Aszkenazy: First it's the population movement. You see the opportunities in business.

Griego: It's an economic reality. Trade has done a lot to change how people view those who speak two languages. Some of what NAFTA has done was bring in smaller companies to do business.

Aszkenazy: We're also voting now. My parents are immigrants. I'm first-born. My dad always thought he was a visitor here, even though he was a longtime resident. He always thought he would go back to Mexico. It wasn't until Prop. 187 that he thought he would lose his retirement, so he got involved. Now he votes all the time. My mom became a citizen first, then my dad. Everybody is doing the same thing. If 187 hadn't come along, we would've bumped along. He would've been fine. But he felt this call to activism.
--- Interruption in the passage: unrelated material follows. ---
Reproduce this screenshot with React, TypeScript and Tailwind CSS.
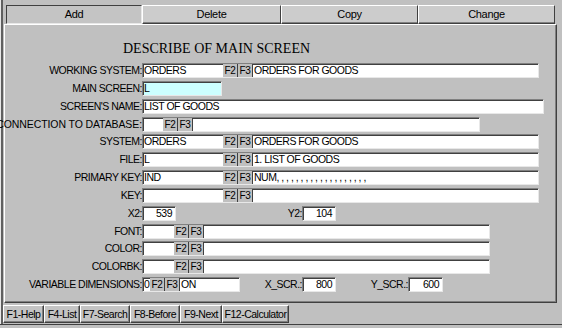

Q: Was Prop. 187 a seminal event?

Durazo: It provoked a fight. It's one thing that there's racism and economic injustice, when it's very hidden, not out there. What Pete Wilson did was put it on the table.

Q: He gave you a target.

Durazo: He represented everything that was going on. He visually gave us an opportunity to rally together. That fight made a huge difference in terms of Latinos in California. For example, my understanding is that Latinos in California are not in favor of Bush. If you take the rest of the country, they say maybe he's not such a bad guy, he speaks Spanish. Here in this state, we went through a fight and it became clear what the Republican Party represents. We're still feeling the effects of that.

Hernandez: With 187, it brought you together whether you were third, fourth, fifth generation, whether you came from Cuba, Ecuador we said we were proud of our little differences until we realized that the mainstream couldn't tell a Puerto Rican from a Mexican. If you look like you, they will assume you crossed the border yesterday. We all suffered from the same stereotypes. Those differences were being used against us. So 187 made us realize our commonalities. It was as important culturally as it was politically.

Q: While Latino political power has grown in L.A. politics in the past decade, Latinas have been somewhat absent from the picture. Is that changing?

Hernandez: They're all in the state Senate. There is a percentage of growth of Latinas coming up in the community at every level from school districts to local neighborhood councils. The real issue is what will Latinos or Latinas focus on? How will we in the Latino community assess our leadership? Just because they're Latina doesn't mean they're kosher. There's the issue of accountability. If you have a Latina representing a Latino district, then they have to represent those interests. They can't be a crossover, because then they're not representing the Latino interests. If they're representing mainstream issues, then they're not representing Latinos. We're growing, but it's still coalition government in LA.

Q: So what's the next step?

Aszkenazy: The question is now becoming, how do we balance business and political issues? I don't see myself as a business owner represented by a Latino elected official because a lot of legislation that's come out (of Latino representatives) on wage and hours wasn't business-friendly. We won't be a block forever.

Durazo: Exactly. The agenda for the union movement is not identical to the business community. But there are realities that we have to face. Education, poverty, health care. Will we address those core issues or dance around them or give them Band-Aid solutions? It's not a Latino issue when a majority are in poverty. You can have beautiful schools, but when kids go home and their parents are working two or three jobs and still in poverty, what's the environment for learning? I overcame it. There were 10 kids in my family. We were migrant workers. We lived out of a flatbed truck. But the odds are against you.

Griego: That's why I don't forget where I came from. I have to use the skills I've got to do something and try to effect change.